Obwohl Lotte Loebinger manchmal sehr komisch sein durfte und dies sichtlich genoss, engagierte sie die DEFA doch bevorzugt für tragisch grundierte Mütterrollen. In „Irgendwo in Berlin“ (1946) war sie die verzweifelte Mutter eines jungen Mannes, den die Erfahrungen des Krieges wahnsinnig gemacht haben. In „Grube Morgenrot“ (1948) spielte sie eine verhärmte Bergmannsfrau, in der trickreichen Märchenverfilmung „Das kalte Herz“ (1950) die naive, gutherzige Mutter des Kohlenmunk-Peter. Slatan Dudow besetzte sie in „Frauenschicksale“ (1952) in der Rolle einer Vertreterin des Frauenbundes, die unermüdlich für Gleichberechtigung und mehr weibliches Selbstbewusstsein eintritt. Selbst plakative Figuren stattete Lotte Loebinger mit biografischem Hinterland aus, vermittelte gleichsam zwischen den Worten ihren von Enttäuschungen und immer wieder neuen Aufbrüchen geprägten Erfahrungsschatz.

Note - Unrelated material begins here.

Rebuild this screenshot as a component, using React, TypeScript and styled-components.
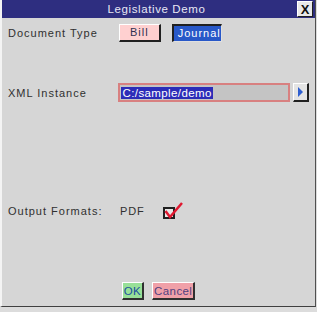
import { createGlobalStyle } from 'styled-components'
import styled from 'styled-components'

const GlobalStyle = createGlobalStyle`
  html, body {
    margin: 0;
    padding: 0;
    background: #dcdcdc;
  }
  body {
    font-family: "Liberation Sans", Arial, sans-serif;
    font-size: 11px;
  }
`

const Window = styled.div`
  width: 313px;
  height: 306px;
  display: flex;
  flex-direction: column;
  background: #d6d6d6;
  border-left: 2px solid #f4f4f4;
  border-right: 1px solid #505050;
  border-bottom: 1px solid #404040;
`

const TitleBar = styled.div`
  height: 18px;
  display: flex;
  align-items: center;
  background: #2e2e80;
`

const TitleText = styled.div`
  flex: 1;
  text-align: center;
  color: #e8e8f4;
  font-size: 11.5px;
  letter-spacing: 0.6px;
  padding-left: 14px;
`

const CloseButton = styled.div`
  width: 14px;
  height: 14px;
  margin-right: 2px;
  background: #e8e8e8;
  border: 1px solid #ffffff;
  border-right-color: #202020;
  border-bottom-color: #202020;
  display: flex;
  align-items: center;
  justify-content: center;
  font-size: 13px;
  font-weight: bold;
  color: #101010;
`

const Body = styled.div`
  flex: 1;
  display: flex;
  flex-direction: column;
  padding: 0 6px 0 6px;
`

const Row = styled.div<{ $top: number }>`
  display: flex;
  align-items: center;
  height: 19px;
  margin-top: ${p => p.$top}px;
`

const Label = styled.div`
  width: 111px;
  color: #303030;
  letter-spacing: 1px;
  font-size: 11px;
`

const ToggleButton = styled.div<{ $active?: boolean }>`
  height: 15px;
  padding: 0 10px;
  display: flex;
  align-items: center;
  letter-spacing: 1px;
  margin-right: 11px;
  ${p => p.$active ? `
    background: #2858c8;
    color: #ffffff;
    padding: 0 0 0 4px;
    border-top: 2px solid #202020;
    border-left: 2px solid #202020;
    border-right: 1px solid #e0e0e0;
    border-bottom: 1px solid #e0e0e0;
  ` : `
    background: #ffd0d0;
    color: #303050;
    border-top: 1px solid #ffffff;
    border-left: 1px solid #ffffff;
    border-right: 2px solid #202020;
    border-bottom: 2px solid #202020;
  `}
`

const InputBox = styled.div`
  width: 168px;
  height: 15px;
  display: flex;
  align-items: center;
  padding: 0 1px;
  background: #c4c4c4;
  border: 2px solid #d88080;
  margin-left: 1px;
`

const Selected = styled.span`
  background: #2c2cb8;
  color: #ffffff;
  letter-spacing: 0.4px;
  font-size: 11.5px;
  padding: 0 1px;
`

const ArrowButton = styled.div`
  width: 13px;
  height: 16px;
  margin-left: 3px;
  background: #e4e4e4;
  border-top: 1px solid #ffffff;
  border-left: 1px solid #ffffff;
  border-right: 2px solid #202020;
  border-bottom: 2px solid #202020;
  display: flex;
  align-items: center;
  justify-content: center;
`

const FormatText = styled.div`
  color: #303030;
  letter-spacing: 0.8px;
  margin-left: 1px;
  width: 43px;
`

const Footer = styled.div`
  display: flex;
  justify-content: center;
  gap: 8px;
  margin-top: auto;
  margin-bottom: 6px;
`

const DialogButton = styled.div<{ $bg: string; $fg: string }>`
  height: 15px;
  padding: 0 1px;
  display: flex;
  align-items: center;
  background: ${p => p.$bg};
  color: ${p => p.$fg};
  font-size: 11.5px;
  letter-spacing: 0.4px;
  border-top: 1px solid #ffffff;
  border-left: 1px solid #ffffff;
  border-right: 2px solid #303030;
  border-bottom: 2px solid #303030;
`

const App = () => {
  return (
    <>
      <GlobalStyle />
      <Window>
        <TitleBar>
          <TitleText>Legislative Demo</TitleText>
          <CloseButton>X</CloseButton>
        </TitleBar>
        <Body>
          <Row $top={5}>
            <Label>Document Type</Label>
            <ToggleButton>Bill</ToggleButton>
            <ToggleButton $active>Journal</ToggleButton>
          </Row>
          <Row $top={41}>
            <Label>XML Instance</Label>
            <InputBox>
              <Selected>C:/sample/demo</Selected>
            </InputBox>
            <ArrowButton>
              <svg width="7" height="10" viewBox="0 0 7 10">
                <path d="M1 0 L6 5 L1 10 Z" fill="#2f5fd0" />
              </svg>
            </ArrowButton>
          </Row>
          <Row $top={99}>
            <Label>Output Formats:</Label>
            <FormatText>PDF</FormatText>
            <svg width="21" height="18" viewBox="0 0 21 18">
              <rect x="1" y="6" width="10" height="10" fill="#e8e8e8" stroke="#202020" strokeWidth="2" />
              <path d="M2.5 9 L7 15 L19 1" fill="none" stroke="#e01830" strokeWidth="2.5" />
            </svg>
          </Row>
          <Footer>
            <DialogButton $bg="#98e098" $fg="#2050a0">OK</DialogButton>
            <DialogButton $bg="#f0a0a8" $fg="#504080">Cancel</DialogButton>
          </Footer>
        </Body>
      </Window>
    </>
  )
}

export default App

Ihren Abschied vom Kino gab die greise Darstellerin 1993, sechs Jahre vor ihrem Tod, in Jens Beckers Komödie „Adamski“. Als Lotte Loebingers Enkelin Caroline, die selbst Schauspiel studierte, damals um eine Charakteristik ihrer Großmutter gebeten wurde, sagte sie: „Sie ist geduldig und nachsichtig, herb und sehr entschieden. Sie wendet sich noch immer gegen Hohles in der Kunst und im Leben. Und keine Brandung kann ihren Optimismus erschüttern. Sie ist mir mehr als ein Vorbild. Man kann sich an ihr festhalten.“ Am 10. Oktober wäre Lotte Loebinger 100 geworden.